• _WORK TO BE COMPLETED_:
Repeat the material below exactly, with no pictures.

• _DATA LINES_:
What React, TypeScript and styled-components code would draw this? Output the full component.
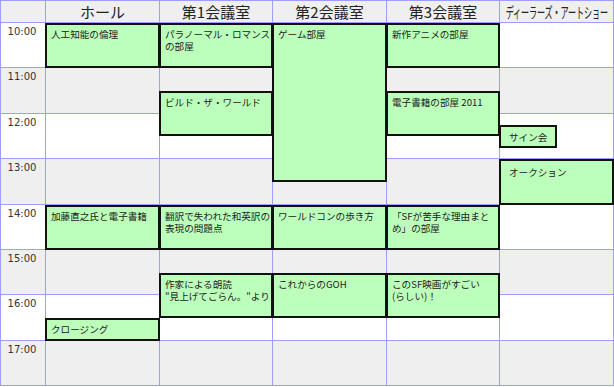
import { FC } from 'react';
import styled, { createGlobalStyle } from 'styled-components';

const GRID_LINE = '#9d9dff';
const SHADE = '#efefef';

const GlobalStyle = createGlobalStyle`
  body {
    margin: 0;
    background: #ffffff;
    font-family: 'Noto Sans CJK JP', 'Noto Sans', sans-serif;
    color: #222222;
  }
`;

const Timetable = styled.div`
  display: grid;
  grid-template-columns: 45px 114px 113px 114px 113px 114px;
  grid-template-rows: 22px repeat(32, minmax(0, 1fr));
  width: 614px;
  height: 386px;
  box-sizing: border-box;
  border-top: 1px solid ${GRID_LINE};
  border-left: 1px solid ${GRID_LINE};
`;

const HeaderCell = styled.div<{ $col: number }>`
  grid-row: 1;
  grid-column: ${(p) => p.$col};
  display: flex;
  align-items: center;
  justify-content: center;
  background: ${SHADE};
  border-right: 1px solid ${GRID_LINE};
  border-bottom: 1px solid ${GRID_LINE};
  font-size: 15px;
  line-height: 21px;
  white-space: nowrap;
`;

const Condensed = styled.span`
  display: inline-block;
  flex-shrink: 0;
  transform: scaleX(0.54);
  letter-spacing: -0.2px;
`;

const SlotCell = styled.div<{ $col: number; $hour: number }>`
  grid-column: ${(p) => p.$col};
  grid-row: ${(p) => 2 + p.$hour * 4} / span 4;
  background: ${(p) => (p.$hour % 2 === 1 ? SHADE : '#ffffff')};
  border-right: 1px solid ${GRID_LINE};
  border-bottom: 1px solid ${GRID_LINE};
`;

const TimeCell = styled(SlotCell)`
  padding: 3px 2px 0 0;
  text-align: center;
  font-family: 'DejaVu Sans', sans-serif;
  font-size: 10px;
  line-height: 12px;
  color: #333333;
`;

const EventCard = styled.div<{
  $col: number;
  $start: number;
  $end: number;
  $roomy?: boolean;
  $fit?: boolean;
}>`
  grid-column: ${(p) => p.$col};
  grid-row: ${(p) => 2 + p.$start} / ${(p) => 2 + p.$end};
  justify-self: ${(p) => (p.$fit ? 'start' : 'stretch')};
  z-index: 1;
  margin-left: -1px;
  box-sizing: border-box;
  padding: ${(p) => (p.$fit ? '4px 8px' : p.$roomy ? '5px 8px' : '3px 4px')};
  background: #bbffbb;
  border: 2px solid #111111;
  font-size: 9.6px;
  white-space: nowrap;
  overflow: hidden;
  color: #222222;
`;

const EventLine = styled.div`
  height: 12px;
  line-height: 12px;
`;

const rooms = ['ホール', '第1会議室', '第2会議室', '第3会議室'];
const hours = ['10:00', '11:00', '12:00', '13:00', '14:00', '15:00', '16:00', '17:00'];

// start / end are in quarter hours from 10:00, col is the grid column
interface Session {
  col: number;
  start: number;
  end: number;
  lines: string[];
  fit?: boolean;
}

const sessions: Session[] = [
  { col: 2, start: 0, end: 4, lines: ['人工知能の倫理'] },
  { col: 3, start: 0, end: 4, lines: ['パラノーマル・ロマンス', 'の部屋'] },
  { col: 4, start: 0, end: 14, lines: ['ゲーム部屋'] },
  { col: 5, start: 0, end: 4, lines: ['新作アニメの部屋'] },
  { col: 3, start: 6, end: 10, lines: ['ビルド・ザ・ワールド'] },
  { col: 5, start: 6, end: 10, lines: ['電子書籍の部屋 2011'] },
  { col: 6, start: 9, end: 11, lines: ['サイン会'], fit: true },
  { col: 6, start: 12, end: 16, lines: ['オークション'] },
  { col: 2, start: 16, end: 20, lines: ['加藤直之氏と電子書籍'] },
  { col: 3, start: 16, end: 20, lines: ['翻訳で失われた和英訳の', '表現の問題点'] },
  { col: 4, start: 16, end: 20, lines: ['ワールドコンの歩き方'] },
  { col: 5, start: 16, end: 20, lines: ['「SFが苦手な理由まと', 'め」の部屋'] },
  { col: 3, start: 22, end: 26, lines: ['作家による朗読', '"見上げてごらん。"より'] },
  { col: 4, start: 22, end: 26, lines: ['これからのGOH'] },
  { col: 5, start: 22, end: 26, lines: ['このSF映画がすごい', '(らしい)！'] },
  { col: 2, start: 26, end: 28, lines: ['クロージング'] },
];

const App: FC = () => (
  <>
    <GlobalStyle />
    <Timetable>
      <HeaderCell $col={1} />
      {rooms.map((room, i) => (
        <HeaderCell key={room} $col={i + 2}>
          {room}
        </HeaderCell>
      ))}
      <HeaderCell $col={6}>
        <Condensed>ディーラーズ・アートショー</Condensed>
      </HeaderCell>

      {hours.map((label, h) => (
        <TimeCell key={label} $col={1} $hour={h}>
          {label}
        </TimeCell>
      ))}
      {hours.map((label, h) =>
        [2, 3, 4, 5, 6].map((col) => (
          <SlotCell key={`${label}-${col}`} $col={col} $hour={h} />
        ))
      )}

      {sessions.map((s) => (
        <EventCard
          key={s.lines.join('')}
          $col={s.col}
          $start={s.start}
          $end={s.end}
          $roomy={s.col === 6}
          $fit={s.fit}
        >
          {s.lines.map((line) => (
            <EventLine key={line}>{line}</EventLine>
          ))}
        </EventCard>
      ))}
    </Timetable>
  </>
);

export default App;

• _RESULT_:
What React, TypeScript and styled-components code would draw this? Output the full component.
import { FC } from 'react';
import styled, { createGlobalStyle } from 'styled-components';

const GRID_LINE = '#9d9dff';
const SHADE = '#efefef';

const GlobalStyle = createGlobalStyle`
  body {
    margin: 0;
    background: #ffffff;
    font-family: 'Noto Sans CJK JP', 'Noto Sans', sans-serif;
    color: #222222;
  }
`;

const Timetable = styled.div`
  display: grid;
  grid-template-columns: 45px 114px 113px 114px 113px 114px;
  grid-template-rows: 22px repeat(32, minmax(0, 1fr));
  width: 614px;
  height: 386px;
  box-sizing: border-box;
  border-top: 1px solid ${GRID_LINE};
  border-left: 1px solid ${GRID_LINE};
`;

const HeaderCell = styled.div<{ $col: number }>`
  grid-row: 1;
  grid-column: ${(p) => p.$col};
  display: flex;
  align-items: center;
  justify-content: center;
  background: ${SHADE};
  border-right: 1px solid ${GRID_LINE};
  border-bottom: 1px solid ${GRID_LINE};
  font-size: 15px;
  line-height: 21px;
  white-space: nowrap;
`;

const Condensed = styled.span`
  display: inline-block;
  flex-shrink: 0;
  transform: scaleX(0.54);
  letter-spacing: -0.2px;
`;

const SlotCell = styled.div<{ $col: number; $hour: number }>`
  grid-column: ${(p) => p.$col};
  grid-row: ${(p) => 2 + p.$hour * 4} / span 4;
  background: ${(p) => (p.$hour % 2 === 1 ? SHADE : '#ffffff')};
  border-right: 1px solid ${GRID_LINE};
  border-bottom: 1px solid ${GRID_LINE};
`;

const TimeCell = styled(SlotCell)`
  padding: 3px 2px 0 0;
  text-align: center;
  font-family: 'DejaVu Sans', sans-serif;
  font-size: 10px;
  line-height: 12px;
  color: #333333;
`;

const EventCard = styled.div<{
  $col: number;
  $start: number;
  $end: number;
  $roomy?: boolean;
  $fit?: boolean;
}>`
  grid-column: ${(p) => p.$col};
  grid-row: ${(p) => 2 + p.$start} / ${(p) => 2 + p.$end};
  justify-self: ${(p) => (p.$fit ? 'start' : 'stretch')};
  z-index: 1;
  margin-left: -1px;
  box-sizing: border-box;
  padding: ${(p) => (p.$fit ? '4px 8px' : p.$roomy ? '5px 8px' : '3px 4px')};
  background: #bbffbb;
  border: 2px solid #111111;
  font-size: 9.6px;
  white-space: nowrap;
  overflow: hidden;
  color: #222222;
`;

const EventLine = styled.div`
  height: 12px;
  line-height: 12px;
`;

const rooms = ['ホール', '第1会議室', '第2会議室', '第3会議室'];
const hours = ['10:00', '11:00', '12:00', '13:00', '14:00', '15:00', '16:00', '17:00'];

// start / end are in quarter hours from 10:00, col is the grid column
interface Session {
  col: number;
  start: number;
  end: number;
  lines: string[];
  fit?: boolean;
}

const sessions: Session[] = [
  { col: 2, start: 0, end: 4, lines: ['人工知能の倫理'] },
  { col: 3, start: 0, end: 4, lines: ['パラノーマル・ロマンス', 'の部屋'] },
  { col: 4, start: 0, end: 14, lines: ['ゲーム部屋'] },
  { col: 5, start: 0, end: 4, lines: ['新作アニメの部屋'] },
  { col: 3, start: 6, end: 10, lines: ['ビルド・ザ・ワールド'] },
  { col: 5, start: 6, end: 10, lines: ['電子書籍の部屋 2011'] },
  { col: 6, start: 9, end: 11, lines: ['サイン会'], fit: true },
  { col: 6, start: 12, end: 16, lines: ['オークション'] },
  { col: 2, start: 16, end: 20, lines: ['加藤直之氏と電子書籍'] },
  { col: 3, start: 16, end: 20, lines: ['翻訳で失われた和英訳の', '表現の問題点'] },
  { col: 4, start: 16, end: 20, lines: ['ワールドコンの歩き方'] },
  { col: 5, start: 16, end: 20, lines: ['「SFが苦手な理由まと', 'め」の部屋'] },
  { col: 3, start: 22, end: 26, lines: ['作家による朗読', '"見上げてごらん。"より'] },
  { col: 4, start: 22, end: 26, lines: ['これからのGOH'] },
  { col: 5, start: 22, end: 26, lines: ['このSF映画がすごい', '(らしい)！'] },
  { col: 2, start: 26, end: 28, lines: ['クロージング'] },
];

const App: FC = () => (
  <>
    <GlobalStyle />
    <Timetable>
      <HeaderCell $col={1} />
      {rooms.map((room, i) => (
        <HeaderCell key={room} $col={i + 2}>
          {room}
        </HeaderCell>
      ))}
      <HeaderCell $col={6}>
        <Condensed>ディーラーズ・アートショー</Condensed>
      </HeaderCell>

      {hours.map((label, h) => (
        <TimeCell key={label} $col={1} $hour={h}>
          {label}
        </TimeCell>
      ))}
      {hours.map((label, h) =>
        [2, 3, 4, 5, 6].map((col) => (
          <SlotCell key={`${label}-${col}`} $col={col} $hour={h} />
        ))
      )}

      {sessions.map((s) => (
        <EventCard
          key={s.lines.join('')}
          $col={s.col}
          $start={s.start}
          $end={s.end}
          $roomy={s.col === 6}
          $fit={s.fit}
        >
          {s.lines.map((line) => (
            <EventLine key={line}>{line}</EventLine>
          ))}
        </EventCard>
      ))}
    </Timetable>
  </>
);

export default App;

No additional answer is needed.